Exercise description:
Only the lines from the start of the data through the line containing "import React from 'react';" should be written out, exactly as they are, with both ends included and the pictures left out.

(Pages as source code)
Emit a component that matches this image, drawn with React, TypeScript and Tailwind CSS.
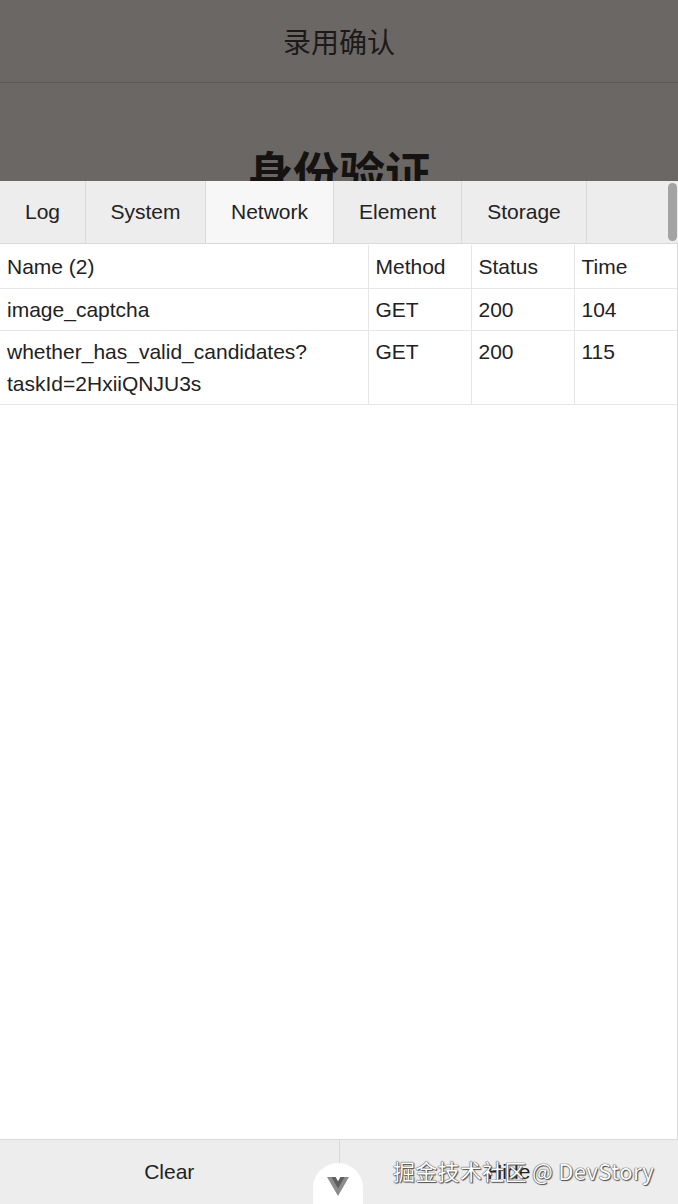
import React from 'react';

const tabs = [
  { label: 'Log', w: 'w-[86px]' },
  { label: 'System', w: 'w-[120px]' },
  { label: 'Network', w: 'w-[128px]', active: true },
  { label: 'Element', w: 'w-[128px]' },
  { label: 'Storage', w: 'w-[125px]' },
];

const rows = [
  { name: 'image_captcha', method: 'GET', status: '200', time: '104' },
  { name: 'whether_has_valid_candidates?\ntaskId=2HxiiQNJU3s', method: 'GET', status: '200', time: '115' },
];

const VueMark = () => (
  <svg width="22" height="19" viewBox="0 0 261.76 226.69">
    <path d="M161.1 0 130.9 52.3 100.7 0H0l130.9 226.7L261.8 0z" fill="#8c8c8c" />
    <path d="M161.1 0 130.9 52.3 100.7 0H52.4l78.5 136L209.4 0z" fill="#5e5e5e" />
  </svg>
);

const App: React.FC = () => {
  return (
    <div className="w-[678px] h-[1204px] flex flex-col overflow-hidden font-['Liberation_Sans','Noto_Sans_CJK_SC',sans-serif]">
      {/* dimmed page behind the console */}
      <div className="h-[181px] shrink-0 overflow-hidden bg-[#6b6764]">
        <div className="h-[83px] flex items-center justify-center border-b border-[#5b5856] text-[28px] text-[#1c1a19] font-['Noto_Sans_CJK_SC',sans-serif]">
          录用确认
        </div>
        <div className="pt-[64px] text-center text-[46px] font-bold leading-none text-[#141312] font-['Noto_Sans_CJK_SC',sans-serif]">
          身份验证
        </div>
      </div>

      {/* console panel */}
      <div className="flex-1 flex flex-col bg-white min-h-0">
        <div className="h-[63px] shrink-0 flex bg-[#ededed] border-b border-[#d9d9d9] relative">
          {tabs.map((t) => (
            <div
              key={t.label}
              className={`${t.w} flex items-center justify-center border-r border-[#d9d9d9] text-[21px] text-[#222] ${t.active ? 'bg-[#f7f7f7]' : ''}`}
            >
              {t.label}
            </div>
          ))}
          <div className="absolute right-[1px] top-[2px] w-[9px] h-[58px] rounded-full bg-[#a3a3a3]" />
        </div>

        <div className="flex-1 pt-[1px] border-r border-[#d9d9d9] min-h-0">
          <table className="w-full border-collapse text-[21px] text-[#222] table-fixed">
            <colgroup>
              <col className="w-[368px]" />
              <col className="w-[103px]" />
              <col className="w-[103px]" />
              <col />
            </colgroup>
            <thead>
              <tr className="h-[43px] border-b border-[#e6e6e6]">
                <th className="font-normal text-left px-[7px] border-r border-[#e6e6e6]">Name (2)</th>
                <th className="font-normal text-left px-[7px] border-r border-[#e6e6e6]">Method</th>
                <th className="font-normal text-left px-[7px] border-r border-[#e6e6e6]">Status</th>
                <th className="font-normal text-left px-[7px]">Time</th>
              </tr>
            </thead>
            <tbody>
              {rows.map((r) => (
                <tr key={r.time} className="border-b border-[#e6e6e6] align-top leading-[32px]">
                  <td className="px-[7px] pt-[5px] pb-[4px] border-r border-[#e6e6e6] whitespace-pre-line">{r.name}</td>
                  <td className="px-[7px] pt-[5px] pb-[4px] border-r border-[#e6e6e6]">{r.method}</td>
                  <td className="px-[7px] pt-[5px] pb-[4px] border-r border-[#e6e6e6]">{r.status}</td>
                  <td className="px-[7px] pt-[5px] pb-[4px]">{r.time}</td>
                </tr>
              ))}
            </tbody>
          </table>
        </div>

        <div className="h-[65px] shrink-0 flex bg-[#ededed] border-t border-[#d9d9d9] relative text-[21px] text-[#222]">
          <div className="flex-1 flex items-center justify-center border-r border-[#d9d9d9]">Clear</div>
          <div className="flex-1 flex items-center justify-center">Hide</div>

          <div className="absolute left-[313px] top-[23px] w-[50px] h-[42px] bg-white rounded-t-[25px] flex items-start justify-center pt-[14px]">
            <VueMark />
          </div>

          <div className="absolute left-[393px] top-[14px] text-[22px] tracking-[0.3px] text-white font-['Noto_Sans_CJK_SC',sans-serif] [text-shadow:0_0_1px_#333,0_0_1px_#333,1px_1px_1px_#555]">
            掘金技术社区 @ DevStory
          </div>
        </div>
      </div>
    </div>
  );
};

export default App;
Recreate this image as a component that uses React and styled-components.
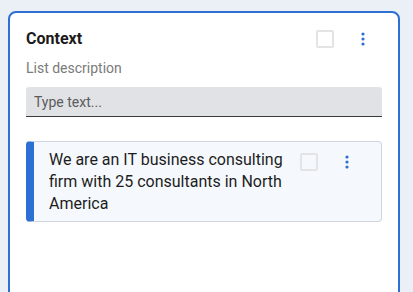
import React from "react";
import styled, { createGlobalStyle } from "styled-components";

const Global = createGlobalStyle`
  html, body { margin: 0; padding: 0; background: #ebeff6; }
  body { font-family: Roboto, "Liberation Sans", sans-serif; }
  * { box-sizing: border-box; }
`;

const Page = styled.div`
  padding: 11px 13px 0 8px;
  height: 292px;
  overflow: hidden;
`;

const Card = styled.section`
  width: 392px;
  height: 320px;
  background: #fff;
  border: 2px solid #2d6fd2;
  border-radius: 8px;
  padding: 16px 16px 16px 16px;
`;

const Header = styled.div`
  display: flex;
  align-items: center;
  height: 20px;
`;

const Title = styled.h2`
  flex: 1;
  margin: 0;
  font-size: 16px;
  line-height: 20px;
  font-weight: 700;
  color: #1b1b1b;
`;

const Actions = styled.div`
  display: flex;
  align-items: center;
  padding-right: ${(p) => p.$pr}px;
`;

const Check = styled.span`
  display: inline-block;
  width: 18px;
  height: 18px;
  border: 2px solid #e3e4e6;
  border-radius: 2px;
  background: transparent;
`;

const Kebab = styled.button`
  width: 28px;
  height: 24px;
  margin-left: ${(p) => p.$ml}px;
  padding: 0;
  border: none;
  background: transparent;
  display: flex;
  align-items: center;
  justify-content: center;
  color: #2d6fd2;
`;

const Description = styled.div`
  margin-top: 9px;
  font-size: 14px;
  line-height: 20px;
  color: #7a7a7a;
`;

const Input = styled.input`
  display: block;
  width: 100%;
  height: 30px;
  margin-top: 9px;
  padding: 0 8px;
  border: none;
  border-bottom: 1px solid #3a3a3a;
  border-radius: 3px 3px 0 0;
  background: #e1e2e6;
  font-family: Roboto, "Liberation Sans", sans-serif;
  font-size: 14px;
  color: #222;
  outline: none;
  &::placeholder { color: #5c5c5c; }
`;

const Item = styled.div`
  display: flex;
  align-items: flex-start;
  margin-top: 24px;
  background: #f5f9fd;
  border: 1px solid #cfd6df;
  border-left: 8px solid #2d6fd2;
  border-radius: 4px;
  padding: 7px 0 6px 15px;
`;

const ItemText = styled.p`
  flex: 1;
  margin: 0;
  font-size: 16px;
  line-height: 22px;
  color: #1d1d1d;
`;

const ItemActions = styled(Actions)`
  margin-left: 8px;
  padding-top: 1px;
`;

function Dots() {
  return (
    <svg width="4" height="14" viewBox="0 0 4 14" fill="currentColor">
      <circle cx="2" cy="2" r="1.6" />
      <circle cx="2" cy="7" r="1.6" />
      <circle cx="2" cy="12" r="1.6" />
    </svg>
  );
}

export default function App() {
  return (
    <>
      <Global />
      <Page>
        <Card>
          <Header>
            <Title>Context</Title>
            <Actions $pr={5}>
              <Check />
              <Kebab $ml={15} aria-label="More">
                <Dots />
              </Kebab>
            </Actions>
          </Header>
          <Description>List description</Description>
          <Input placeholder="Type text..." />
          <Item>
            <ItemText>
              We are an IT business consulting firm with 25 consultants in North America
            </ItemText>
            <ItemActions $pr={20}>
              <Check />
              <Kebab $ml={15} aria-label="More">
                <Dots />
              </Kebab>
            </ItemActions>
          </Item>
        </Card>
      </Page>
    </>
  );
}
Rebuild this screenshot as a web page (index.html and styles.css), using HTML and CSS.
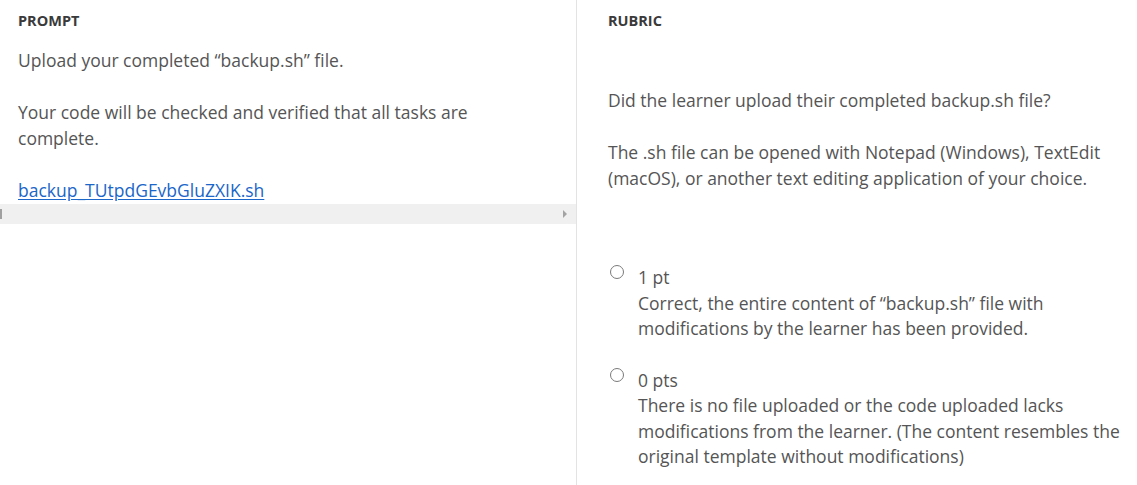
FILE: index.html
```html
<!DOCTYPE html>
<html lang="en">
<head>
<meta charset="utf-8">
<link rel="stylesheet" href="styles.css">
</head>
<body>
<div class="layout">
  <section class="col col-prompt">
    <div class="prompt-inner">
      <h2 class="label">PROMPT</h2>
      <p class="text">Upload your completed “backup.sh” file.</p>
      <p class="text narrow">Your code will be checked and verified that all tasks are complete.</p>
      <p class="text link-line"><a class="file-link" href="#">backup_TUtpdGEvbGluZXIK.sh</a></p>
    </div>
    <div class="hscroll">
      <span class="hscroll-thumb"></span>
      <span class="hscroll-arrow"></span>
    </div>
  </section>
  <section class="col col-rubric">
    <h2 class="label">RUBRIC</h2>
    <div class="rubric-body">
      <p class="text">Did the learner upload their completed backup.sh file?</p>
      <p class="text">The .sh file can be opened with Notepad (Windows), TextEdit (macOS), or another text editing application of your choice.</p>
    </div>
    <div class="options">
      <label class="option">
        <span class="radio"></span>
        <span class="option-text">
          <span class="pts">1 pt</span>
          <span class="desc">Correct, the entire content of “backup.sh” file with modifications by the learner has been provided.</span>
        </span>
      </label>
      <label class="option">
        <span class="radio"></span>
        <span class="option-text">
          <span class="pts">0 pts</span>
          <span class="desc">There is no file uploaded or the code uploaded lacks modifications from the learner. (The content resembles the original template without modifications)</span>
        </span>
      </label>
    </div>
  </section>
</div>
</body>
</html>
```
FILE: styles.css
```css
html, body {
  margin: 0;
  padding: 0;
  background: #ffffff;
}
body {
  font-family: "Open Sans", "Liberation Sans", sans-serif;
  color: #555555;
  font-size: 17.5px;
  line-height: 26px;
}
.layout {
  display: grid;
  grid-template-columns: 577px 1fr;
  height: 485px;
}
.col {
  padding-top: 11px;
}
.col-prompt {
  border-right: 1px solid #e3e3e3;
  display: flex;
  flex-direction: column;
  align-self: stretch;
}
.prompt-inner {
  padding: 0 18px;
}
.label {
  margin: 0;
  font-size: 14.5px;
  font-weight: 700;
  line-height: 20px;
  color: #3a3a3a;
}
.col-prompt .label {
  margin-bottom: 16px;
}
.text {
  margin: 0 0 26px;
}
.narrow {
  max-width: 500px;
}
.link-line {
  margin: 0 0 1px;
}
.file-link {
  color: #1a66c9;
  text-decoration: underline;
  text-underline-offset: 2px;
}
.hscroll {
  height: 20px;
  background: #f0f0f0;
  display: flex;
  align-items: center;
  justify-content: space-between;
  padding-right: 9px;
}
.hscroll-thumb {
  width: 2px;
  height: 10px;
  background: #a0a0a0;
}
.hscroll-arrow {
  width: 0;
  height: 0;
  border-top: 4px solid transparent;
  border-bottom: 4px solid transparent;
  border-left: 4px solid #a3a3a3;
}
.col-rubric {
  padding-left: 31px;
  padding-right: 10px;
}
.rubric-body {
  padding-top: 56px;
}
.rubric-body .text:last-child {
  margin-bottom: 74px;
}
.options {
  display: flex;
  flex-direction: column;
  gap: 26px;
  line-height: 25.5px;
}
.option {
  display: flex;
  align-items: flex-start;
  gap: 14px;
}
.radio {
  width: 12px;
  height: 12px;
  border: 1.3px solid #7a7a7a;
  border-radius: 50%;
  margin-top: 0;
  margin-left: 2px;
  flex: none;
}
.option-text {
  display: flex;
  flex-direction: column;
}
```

Answer to the exercise:
Emit a component that matches this image, drawn with React, TypeScript and Tailwind CSS.
import React from 'react';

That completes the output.